Intermittently Observable Markov Decision Processes
Gongpu Chen, Soung-Chang Liew
TL;DR
This work tackles optimal control of Markov decision processes under intermittent state information caused by unreliable channels, modeling information loss with a Bernoulli parameter $\rho$. It develops a belief MDP ${\cal B}(\rho)$ to study value changes under information losses and a tree-MDP ${\cal C}(\rho)$ to enable finite-state approximations. The authors introduce TA($L$) and the higher-order TA($n,L$) truncations, along with a nested value iteration (NVI) method that speeds up convergence and scales to larger problems. Numerical results, including an unmanned boat case study, demonstrate the effectiveness and scalability of the proposed approaches for intermittent observability in wireless sensing scenarios.
Abstract
This paper investigates MDPs with intermittent state information. We consider a scenario where the controller perceives the state information of the process via an unreliable communication channel.

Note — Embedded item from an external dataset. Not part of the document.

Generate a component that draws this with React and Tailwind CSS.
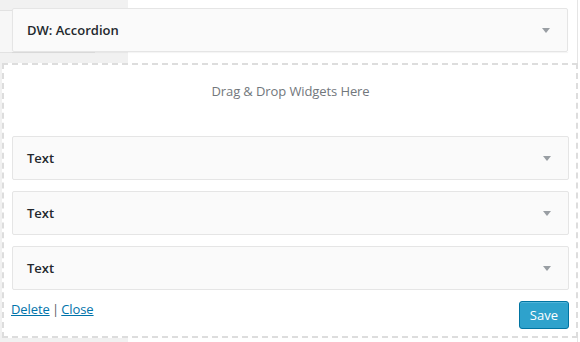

The transmissions of state information over the whole time horizon are modeled as a Bernoulli lossy process. Hence, the problem is finding an optimal policy for selecting actions in the presence of state information losses. We first formulate the problem as a belief MDP to establish structural results. The effect of state information losses on the expected total discounted reward is studied systematically. Then, we reformulate the problem as a tree MDP whose state space is organized in a tree structure. Two finite-state approximations to the tree MDP are developed to find near-optimal policies efficiently. Finally, we put forth a nested value iteration algorithm for the finite-state approximations, which is proved to be faster than standard value iteration. Numerical results demonstrate the effectiveness of our methods.